§ MATERIAL
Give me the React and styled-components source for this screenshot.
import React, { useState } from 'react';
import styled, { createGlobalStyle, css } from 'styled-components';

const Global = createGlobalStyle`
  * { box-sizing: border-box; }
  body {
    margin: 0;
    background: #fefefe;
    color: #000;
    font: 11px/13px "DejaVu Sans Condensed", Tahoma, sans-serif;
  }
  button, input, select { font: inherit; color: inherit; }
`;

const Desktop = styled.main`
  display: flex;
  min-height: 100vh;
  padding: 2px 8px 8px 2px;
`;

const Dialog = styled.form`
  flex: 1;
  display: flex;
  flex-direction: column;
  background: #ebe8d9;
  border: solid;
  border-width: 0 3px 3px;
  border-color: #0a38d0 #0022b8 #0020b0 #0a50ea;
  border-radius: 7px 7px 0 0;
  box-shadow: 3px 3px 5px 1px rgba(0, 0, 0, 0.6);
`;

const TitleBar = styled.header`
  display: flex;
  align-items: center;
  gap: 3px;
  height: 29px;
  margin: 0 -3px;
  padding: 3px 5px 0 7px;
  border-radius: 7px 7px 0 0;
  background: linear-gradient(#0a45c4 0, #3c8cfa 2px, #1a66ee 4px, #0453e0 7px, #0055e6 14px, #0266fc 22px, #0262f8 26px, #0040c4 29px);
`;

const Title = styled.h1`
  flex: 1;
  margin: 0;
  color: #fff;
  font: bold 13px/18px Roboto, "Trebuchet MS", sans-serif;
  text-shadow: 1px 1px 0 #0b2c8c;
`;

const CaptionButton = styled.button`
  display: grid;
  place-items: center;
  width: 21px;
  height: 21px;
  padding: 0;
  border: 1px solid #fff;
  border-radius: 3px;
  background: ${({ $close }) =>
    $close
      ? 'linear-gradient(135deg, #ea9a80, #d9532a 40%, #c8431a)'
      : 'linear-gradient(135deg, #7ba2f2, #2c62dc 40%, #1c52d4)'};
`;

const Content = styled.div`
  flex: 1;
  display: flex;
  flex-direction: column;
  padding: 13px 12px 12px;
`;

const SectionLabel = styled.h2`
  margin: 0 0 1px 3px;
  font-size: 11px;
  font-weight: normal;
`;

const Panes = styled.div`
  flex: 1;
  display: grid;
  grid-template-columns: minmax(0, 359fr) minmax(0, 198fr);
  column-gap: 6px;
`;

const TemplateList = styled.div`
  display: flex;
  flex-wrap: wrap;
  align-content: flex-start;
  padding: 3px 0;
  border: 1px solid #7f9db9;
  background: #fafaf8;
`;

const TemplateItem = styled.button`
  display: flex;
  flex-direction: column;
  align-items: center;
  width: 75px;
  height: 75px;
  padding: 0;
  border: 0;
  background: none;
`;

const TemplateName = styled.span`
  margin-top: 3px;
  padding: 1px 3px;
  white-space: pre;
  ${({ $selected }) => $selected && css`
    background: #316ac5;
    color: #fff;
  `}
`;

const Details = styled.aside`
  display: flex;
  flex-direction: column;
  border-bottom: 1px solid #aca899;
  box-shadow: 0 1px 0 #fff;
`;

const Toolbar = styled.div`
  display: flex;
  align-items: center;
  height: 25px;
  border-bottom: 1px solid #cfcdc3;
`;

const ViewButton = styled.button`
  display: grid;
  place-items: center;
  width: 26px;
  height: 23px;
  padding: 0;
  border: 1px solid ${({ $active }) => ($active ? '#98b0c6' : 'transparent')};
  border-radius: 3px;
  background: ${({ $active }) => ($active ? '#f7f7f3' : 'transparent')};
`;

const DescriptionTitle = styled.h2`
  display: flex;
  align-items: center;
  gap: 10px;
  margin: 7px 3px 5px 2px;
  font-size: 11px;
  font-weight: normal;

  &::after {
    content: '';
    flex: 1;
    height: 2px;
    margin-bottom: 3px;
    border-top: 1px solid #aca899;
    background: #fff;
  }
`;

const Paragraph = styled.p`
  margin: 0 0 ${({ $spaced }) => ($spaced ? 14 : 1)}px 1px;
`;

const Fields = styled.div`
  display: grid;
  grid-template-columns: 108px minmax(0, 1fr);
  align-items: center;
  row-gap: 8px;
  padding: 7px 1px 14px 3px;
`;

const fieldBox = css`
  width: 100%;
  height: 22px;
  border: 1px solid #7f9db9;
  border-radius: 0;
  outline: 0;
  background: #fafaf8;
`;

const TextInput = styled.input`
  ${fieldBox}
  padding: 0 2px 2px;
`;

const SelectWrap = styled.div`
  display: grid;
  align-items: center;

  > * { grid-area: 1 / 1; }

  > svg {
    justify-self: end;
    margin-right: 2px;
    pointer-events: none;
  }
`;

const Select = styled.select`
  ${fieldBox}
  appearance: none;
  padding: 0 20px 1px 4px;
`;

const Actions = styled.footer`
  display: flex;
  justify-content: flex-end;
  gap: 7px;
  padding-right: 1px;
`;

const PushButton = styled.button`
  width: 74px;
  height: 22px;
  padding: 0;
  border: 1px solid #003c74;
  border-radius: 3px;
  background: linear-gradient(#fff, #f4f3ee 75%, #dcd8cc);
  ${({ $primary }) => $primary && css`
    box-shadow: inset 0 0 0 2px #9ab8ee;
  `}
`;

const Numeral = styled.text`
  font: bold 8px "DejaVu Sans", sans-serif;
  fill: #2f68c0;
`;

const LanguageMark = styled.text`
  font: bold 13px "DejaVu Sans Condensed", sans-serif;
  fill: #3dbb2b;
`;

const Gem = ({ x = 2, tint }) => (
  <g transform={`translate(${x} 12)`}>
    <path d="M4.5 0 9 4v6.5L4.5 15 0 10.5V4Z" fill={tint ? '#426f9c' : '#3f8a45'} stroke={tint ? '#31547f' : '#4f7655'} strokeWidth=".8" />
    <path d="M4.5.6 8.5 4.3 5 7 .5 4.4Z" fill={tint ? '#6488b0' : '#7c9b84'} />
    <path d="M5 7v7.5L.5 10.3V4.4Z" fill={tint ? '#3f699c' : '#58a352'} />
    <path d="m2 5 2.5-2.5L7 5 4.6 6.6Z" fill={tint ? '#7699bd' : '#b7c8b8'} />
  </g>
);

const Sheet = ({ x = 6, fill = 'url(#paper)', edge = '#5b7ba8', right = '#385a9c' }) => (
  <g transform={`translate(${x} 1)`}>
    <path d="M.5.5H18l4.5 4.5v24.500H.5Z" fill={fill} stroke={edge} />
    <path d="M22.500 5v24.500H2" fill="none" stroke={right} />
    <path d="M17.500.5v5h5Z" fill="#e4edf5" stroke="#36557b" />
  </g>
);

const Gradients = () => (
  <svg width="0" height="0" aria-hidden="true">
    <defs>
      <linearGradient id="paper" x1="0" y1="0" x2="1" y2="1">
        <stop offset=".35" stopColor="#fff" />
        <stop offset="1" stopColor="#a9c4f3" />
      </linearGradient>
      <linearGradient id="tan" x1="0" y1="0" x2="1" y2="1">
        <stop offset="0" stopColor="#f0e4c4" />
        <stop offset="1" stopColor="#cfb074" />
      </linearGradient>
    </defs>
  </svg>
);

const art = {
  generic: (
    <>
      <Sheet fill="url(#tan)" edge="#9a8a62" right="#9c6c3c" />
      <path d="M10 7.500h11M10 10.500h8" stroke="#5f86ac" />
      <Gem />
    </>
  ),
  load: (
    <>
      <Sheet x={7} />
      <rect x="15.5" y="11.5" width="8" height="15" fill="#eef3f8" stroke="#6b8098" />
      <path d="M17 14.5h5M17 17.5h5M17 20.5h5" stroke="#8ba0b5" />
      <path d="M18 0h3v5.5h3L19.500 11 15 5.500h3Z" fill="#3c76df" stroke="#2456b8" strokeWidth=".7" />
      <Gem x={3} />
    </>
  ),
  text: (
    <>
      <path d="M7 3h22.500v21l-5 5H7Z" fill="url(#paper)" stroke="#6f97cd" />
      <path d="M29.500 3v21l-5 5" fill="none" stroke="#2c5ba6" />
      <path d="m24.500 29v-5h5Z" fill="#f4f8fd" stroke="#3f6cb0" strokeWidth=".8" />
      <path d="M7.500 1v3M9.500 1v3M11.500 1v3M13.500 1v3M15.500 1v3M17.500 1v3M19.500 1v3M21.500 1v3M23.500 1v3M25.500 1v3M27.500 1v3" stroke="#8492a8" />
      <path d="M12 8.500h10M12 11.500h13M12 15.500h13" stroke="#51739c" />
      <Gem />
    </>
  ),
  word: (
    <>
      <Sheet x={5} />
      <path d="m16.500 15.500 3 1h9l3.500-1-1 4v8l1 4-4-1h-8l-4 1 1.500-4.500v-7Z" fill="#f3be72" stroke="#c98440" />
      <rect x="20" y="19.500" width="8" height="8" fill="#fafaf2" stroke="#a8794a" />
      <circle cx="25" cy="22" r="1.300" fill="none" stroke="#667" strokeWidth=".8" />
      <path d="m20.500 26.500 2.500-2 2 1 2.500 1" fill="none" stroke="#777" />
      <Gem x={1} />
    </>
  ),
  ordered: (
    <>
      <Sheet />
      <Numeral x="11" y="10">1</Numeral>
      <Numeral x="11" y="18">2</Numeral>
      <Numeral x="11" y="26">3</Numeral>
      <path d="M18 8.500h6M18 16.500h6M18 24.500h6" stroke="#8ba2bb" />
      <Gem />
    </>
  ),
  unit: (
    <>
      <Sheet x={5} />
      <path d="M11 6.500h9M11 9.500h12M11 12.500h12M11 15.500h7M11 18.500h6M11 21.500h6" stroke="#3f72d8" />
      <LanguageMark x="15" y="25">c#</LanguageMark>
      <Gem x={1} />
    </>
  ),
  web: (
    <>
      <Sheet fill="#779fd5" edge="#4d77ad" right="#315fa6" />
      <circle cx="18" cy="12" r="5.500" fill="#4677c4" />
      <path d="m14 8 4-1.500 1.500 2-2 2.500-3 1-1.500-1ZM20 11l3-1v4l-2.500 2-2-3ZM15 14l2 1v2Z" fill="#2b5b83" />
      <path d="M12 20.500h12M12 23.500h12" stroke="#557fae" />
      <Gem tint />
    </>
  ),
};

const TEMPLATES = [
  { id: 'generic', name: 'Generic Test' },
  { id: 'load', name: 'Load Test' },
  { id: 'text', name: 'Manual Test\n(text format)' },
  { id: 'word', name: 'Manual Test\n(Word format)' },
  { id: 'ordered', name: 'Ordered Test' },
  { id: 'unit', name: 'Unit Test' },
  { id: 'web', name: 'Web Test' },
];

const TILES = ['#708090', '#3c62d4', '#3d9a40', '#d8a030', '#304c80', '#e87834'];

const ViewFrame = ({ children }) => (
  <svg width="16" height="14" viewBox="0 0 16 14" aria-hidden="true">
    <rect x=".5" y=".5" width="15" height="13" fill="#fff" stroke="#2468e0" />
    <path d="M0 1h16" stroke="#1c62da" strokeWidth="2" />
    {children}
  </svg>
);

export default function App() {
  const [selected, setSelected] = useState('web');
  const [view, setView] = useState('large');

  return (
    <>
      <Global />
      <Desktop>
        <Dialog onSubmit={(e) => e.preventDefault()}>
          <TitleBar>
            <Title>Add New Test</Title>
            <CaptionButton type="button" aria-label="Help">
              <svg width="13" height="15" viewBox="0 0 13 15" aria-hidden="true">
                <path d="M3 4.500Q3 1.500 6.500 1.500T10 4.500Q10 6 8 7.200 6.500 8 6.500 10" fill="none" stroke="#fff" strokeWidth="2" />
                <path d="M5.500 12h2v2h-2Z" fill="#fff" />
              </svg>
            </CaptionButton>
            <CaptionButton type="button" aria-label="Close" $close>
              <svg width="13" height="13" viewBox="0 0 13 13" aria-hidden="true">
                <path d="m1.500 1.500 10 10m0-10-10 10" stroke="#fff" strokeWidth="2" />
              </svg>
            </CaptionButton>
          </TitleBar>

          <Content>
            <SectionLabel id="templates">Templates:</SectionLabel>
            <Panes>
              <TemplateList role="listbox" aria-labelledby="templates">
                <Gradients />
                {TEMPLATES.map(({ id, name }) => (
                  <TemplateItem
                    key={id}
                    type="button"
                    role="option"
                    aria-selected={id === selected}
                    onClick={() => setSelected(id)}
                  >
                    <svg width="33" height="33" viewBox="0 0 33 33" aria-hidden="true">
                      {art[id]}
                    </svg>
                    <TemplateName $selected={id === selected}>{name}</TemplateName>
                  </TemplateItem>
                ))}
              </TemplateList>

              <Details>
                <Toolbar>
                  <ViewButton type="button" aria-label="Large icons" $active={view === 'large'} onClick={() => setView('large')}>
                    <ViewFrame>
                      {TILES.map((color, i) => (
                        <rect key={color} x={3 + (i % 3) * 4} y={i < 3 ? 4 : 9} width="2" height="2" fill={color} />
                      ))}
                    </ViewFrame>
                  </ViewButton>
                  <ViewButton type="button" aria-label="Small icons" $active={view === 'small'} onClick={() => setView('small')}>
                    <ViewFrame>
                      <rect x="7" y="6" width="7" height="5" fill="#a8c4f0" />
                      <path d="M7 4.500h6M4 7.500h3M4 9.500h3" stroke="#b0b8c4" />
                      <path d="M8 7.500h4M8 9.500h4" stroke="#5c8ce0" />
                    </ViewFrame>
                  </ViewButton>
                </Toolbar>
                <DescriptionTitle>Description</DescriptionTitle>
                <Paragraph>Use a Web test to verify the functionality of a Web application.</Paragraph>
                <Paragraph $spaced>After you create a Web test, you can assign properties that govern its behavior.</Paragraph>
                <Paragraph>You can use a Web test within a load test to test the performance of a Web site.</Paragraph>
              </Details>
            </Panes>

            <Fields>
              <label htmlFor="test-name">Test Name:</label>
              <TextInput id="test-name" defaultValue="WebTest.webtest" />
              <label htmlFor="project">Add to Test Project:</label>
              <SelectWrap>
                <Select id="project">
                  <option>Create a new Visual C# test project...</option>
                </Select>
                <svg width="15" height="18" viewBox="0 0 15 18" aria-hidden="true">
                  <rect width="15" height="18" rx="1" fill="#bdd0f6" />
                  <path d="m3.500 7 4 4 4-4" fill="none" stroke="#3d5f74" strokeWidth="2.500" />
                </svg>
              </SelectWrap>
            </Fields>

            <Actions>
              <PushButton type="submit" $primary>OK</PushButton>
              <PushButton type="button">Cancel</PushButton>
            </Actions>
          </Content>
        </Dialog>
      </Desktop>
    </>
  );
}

§ TASK BRIEF
From the data above, copy out every line with the string "React" in it.

§ FINAL RESULT
Give me the React and styled-components source for this screenshot.
import React, { useState } from 'react';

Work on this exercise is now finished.